§ **Supplied data**:
+===+
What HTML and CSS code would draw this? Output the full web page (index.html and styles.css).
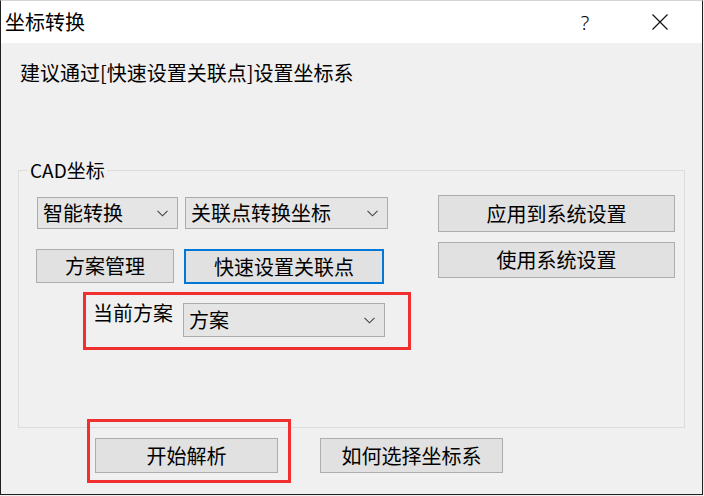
FILE: index.html
```html
<!DOCTYPE html>
<html lang="zh-CN">
<head>
    <meta charset="UTF-8">
    <meta name="viewport" content="width=device-width, initial-scale=1.0">
    <title>坐标转换</title>
    <link rel="stylesheet" href="styles.css">
</head>
<body>
    <div class="window">
        <div class="titlebar">
            <span class="title">坐标转换</span>
            <span class="help">?</span>
            <span class="close">
                <svg width="16" height="16" viewBox="0 0 16 16"><path d="M0.5 0.5 L15.5 15.5 M15.5 0.5 L0.5 15.5" stroke="#111" stroke-width="1.2" fill="none"/></svg>
            </span>
        </div>
        <div class="dialog-body">
            <p class="hint">建议通过[快速设置关联点]设置坐标系</p>

            <fieldset class="group">
                <legend>CAD坐标</legend>
                <div class="group-body">
                    <div class="left-col">
                        <div class="row">
                            <div class="combo combo-mode">
                                <span>智能转换</span>
                                <svg class="chevron" width="11" height="7" viewBox="0 0 11 7"><path d="M0.5 0.8 L5.5 5.8 L10.5 0.8" stroke="#444" stroke-width="1.1" fill="none"/></svg>
                            </div>
                            <div class="combo combo-type">
                                <span>关联点转换坐标</span>
                                <svg class="chevron" width="11" height="7" viewBox="0 0 11 7"><path d="M0.5 0.8 L5.5 5.8 L10.5 0.8" stroke="#444" stroke-width="1.1" fill="none"/></svg>
                            </div>
                        </div>
                        <div class="row row-buttons">
                            <button class="btn btn-plan">方案管理</button>
                            <button class="btn btn-quick">快速设置关联点</button>
                        </div>
                        <div class="mark mark-plan">
                            <span class="plan-label">当前方案</span>
                            <div class="combo combo-plan">
                                <span>方案</span>
                                <svg class="chevron" width="11" height="7" viewBox="0 0 11 7"><path d="M0.5 0.8 L5.5 5.8 L10.5 0.8" stroke="#444" stroke-width="1.1" fill="none"/></svg>
                            </div>
                        </div>
                    </div>
                    <div class="right-col">
                        <button class="btn btn-wide">应用到系统设置</button>
                        <button class="btn btn-wide btn-use">使用系统设置</button>
                    </div>
                </div>
            </fieldset>

            <div class="actions">
                <div class="mark mark-start">
                    <button class="btn btn-start">开始解析</button>
                </div>
                <button class="btn btn-how">如何选择坐标系</button>
            </div>
        </div>
    </div>
</body>
</html>
```

FILE: styles.css
```css
* {
    box-sizing: border-box;
}
body {
    margin: 0;
    background: #f0f0f0;
    font-family: "Noto Sans CJK SC", "Noto Sans", sans-serif;
    color: #000;
}
.window {
    width: 703px;
    height: 495px;
    border-top: 1px solid #d4d4d4;
    border-left: 1px solid #1f1f1f;
    border-right: 1px solid #1f1f1f;
    border-bottom: 1px solid #1f1f1f;
    background: #f0f0f0;
}
.titlebar {
    height: 42px;
    background: #ffffff;
    display: flex;
    align-items: center;
    padding-right: 19px;
}
.title {
    font-size: 20px;
    line-height: 26px;
    padding-left: 4px;
}
.help {
    margin-left: auto;
    width: 24px;
    text-align: center;
    font-family: "Noto Sans", sans-serif;
    font-size: 20px;
    font-weight: 300;
    margin-right: 40px;
}
.close {
    width: 46px;
    height: 16px;
    display: flex;
    justify-content: center;
}
.dialog-body {
    padding-top: 16px;
}
.hint {
    margin: 0 0 0 19px;
    font-size: 20px;
    line-height: 28px;
}
.group {
    margin: 71px 0 0 17px;
    width: 667px;
    padding: 0;
    border: 1px solid #dcdcdc;
    min-width: 0;
}
.group legend {
    margin-left: 9px;
    padding: 0 2px;
    font-size: 19px;
    line-height: 24px;
}
.group-body {
    height: 245px;
    padding: 13px 9px 0 17px;
    display: flex;
    justify-content: space-between;
}
.row {
    display: flex;
    align-items: center;
}
.combo {
    height: 32px;
    display: flex;
    align-items: center;
    justify-content: space-between;
    padding: 0 9px 0 5px;
    background: #e5e5e5;
    border: 1px solid #acacac;
    font-size: 20px;
    line-height: 26px;
}
.combo-mode {
    width: 141px;
    margin: 2px 0 0 1px;
}
.combo-type {
    width: 203px;
    margin: 2px 0 0 7px;
}
.combo-plan {
    width: 202px;
    height: 34px;
    margin-top: 8px;
    margin-left: 10px;
}
.btn {
    font: inherit;
    font-size: 20px;
    line-height: 26px;
    color: #000;
    background: #e1e1e1;
    border: 1px solid #adadad;
    padding: 0;
    margin: 0;
}
.row-buttons {
    margin-top: 20px;
    align-items: flex-start;
}
.btn-plan {
    width: 138px;
    height: 34px;
}
.btn-quick {
    width: 200px;
    height: 35px;
    margin-left: 10px;
    border: 2px solid #0078d7;
}
.mark {
    border: 3px solid #f22f2f;
}
.mark-plan {
    width: 328px;
    height: 58px;
    margin: 8px 0 0 47px;
    padding: 0 0 0 7px;
    display: flex;
    align-items: flex-start;
}
.plan-label {
    font-size: 20px;
    line-height: 26px;
    margin-top: 5px;
}
.right-col {
    display: flex;
    flex-direction: column;
}
.btn-wide {
    width: 237px;
    height: 37px;
}
.btn-use {
    height: 36px;
    margin-top: 10px;
}
.actions {
    display: flex;
    align-items: flex-start;
    margin: -9px 0 0 86px;
}
.mark-start {
    width: 204px;
    height: 64px;
    padding: 16px 10px 7px 5px;
}
.btn-start {
    width: 183px;
    height: 35px;
}
.btn-how {
    width: 183px;
    height: 35px;
    margin: 19px 0 0 29px;
}
```
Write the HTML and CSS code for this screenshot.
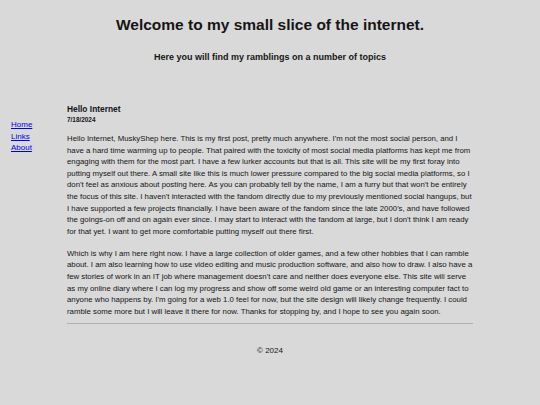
FILE: index.html
```html
<!DOCTYPE html>
<html lang="en">
<head>
<meta charset="utf-8">
<title>Welcome to my small slice of the internet.</title>
<link rel="stylesheet" href="styles.css">
</head>
<body>
<header class="site-header">
  <h1 class="site-title">Welcome to my small slice of the internet.</h1>
  <h3 class="site-subtitle">Here you will find my ramblings on a number of topics</h3>
</header>
<div class="layout">
  <nav class="side-nav">
    <a href="#">Home</a>
    <a href="#">Links</a>
    <a href="#">About</a>
  </nav>
  <main class="content">
    <article class="post">
      <h4 class="post-title">Hello Internet</h4>
      <h6 class="post-date">7/18/2024</h6>
      <p>Hello Internet, MuskyShep here. This is my first post, pretty much anywhere. I'm not the most social person, and I have a hard time warming up to people. That paired with the toxicity of most social media platforms has kept me from engaging with them for the most part. I have a few lurker accounts but that is all. This site will be my first foray into putting myself out there. A small site like this is much lower pressure compared to the big social media platforms, so I don't feel as anxious about posting here. As you can probably tell by the name, I am a furry but that won't be entirely the focus of this site. I haven't interacted with the fandom directly due to my previously mentioned social hangups, but I have supported a few projects financially. I have been aware of the fandom since the late 2000's, and have followed the goings-on off and on again ever since. I may start to interact with the fandom at large, but I don't think I am ready for that yet. I want to get more comfortable putting myself out there first.</p>
      <p>Which is why I am here right now. I have a large collection of older games, and a few other hobbies that I can ramble about. I am also learning how to use video editing and music production software, and also how to draw. I also have a few stories of work in an IT job where management doesn't care and neither does everyone else. This site will serve as my online diary where I can log my progress and show off some weird old game or an interesting computer fact to anyone who happens by. I'm going for a web 1.0 feel for now, but the site design will likely change frequently. I could ramble some more but I will leave it there for now. Thanks for stopping by, and I hope to see you again soon.</p>
    </article>
    <hr class="divider">
  </main>
</div>
<footer class="site-footer">&copy; 2024</footer>
</body>
</html>
```
FILE: styles.css
```css
html, body {
  margin: 0;
  padding: 0;
  background: #d9d9d9;
  color: #151515;
  font-family: "Liberation Sans", Arial, sans-serif;
}
.site-header {
  text-align: center;
  padding-top: 13px;
}
.site-title {
  margin: 0;
  font-size: 15.5px;
  font-weight: bold;
  line-height: 24px;
}
.site-subtitle {
  margin: 13px 0 0;
  font-size: 9px;
  font-weight: bold;
  line-height: 14px;
}
.layout {
  display: grid;
  grid-template-columns: 67px 1fr 67px;
  margin-top: 36px;
}
.side-nav {
  display: flex;
  flex-direction: column;
  padding: 19px 0 0 11px;
  font-size: 8px;
  line-height: 11.5px;
}
.side-nav a {
  color: #0000ee;
}
.content {
  font-size: 7.8px;
  line-height: 11.6px;
  padding-top: 3px;
}
.post-title {
  margin: 0;
  font-size: 8.4px;
  line-height: 12px;
}
.post-date {
  margin: 0;
  font-size: 6.4px;
  line-height: 10px;
}
.post p {
  margin: 8px 0 0;
}
.post p + p {
  margin-top: 10.4px;
}
.divider {
  margin: 6px 0 0;
  border: 0;
  border-top: 1px solid #b0b0b0;
  height: 0;
}
.site-footer {
  text-align: center;
  margin-top: 21px;
  font-size: 8px;
  line-height: 12px;
}
```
+===+
§ **What needs to be done**: Look through the data above. Each line containing the word "code" needs to be copied.

§ **Complete answer**:
What HTML and CSS code would draw this? Output the full web page (index.html and styles.css).
Write the HTML and CSS code for this screenshot.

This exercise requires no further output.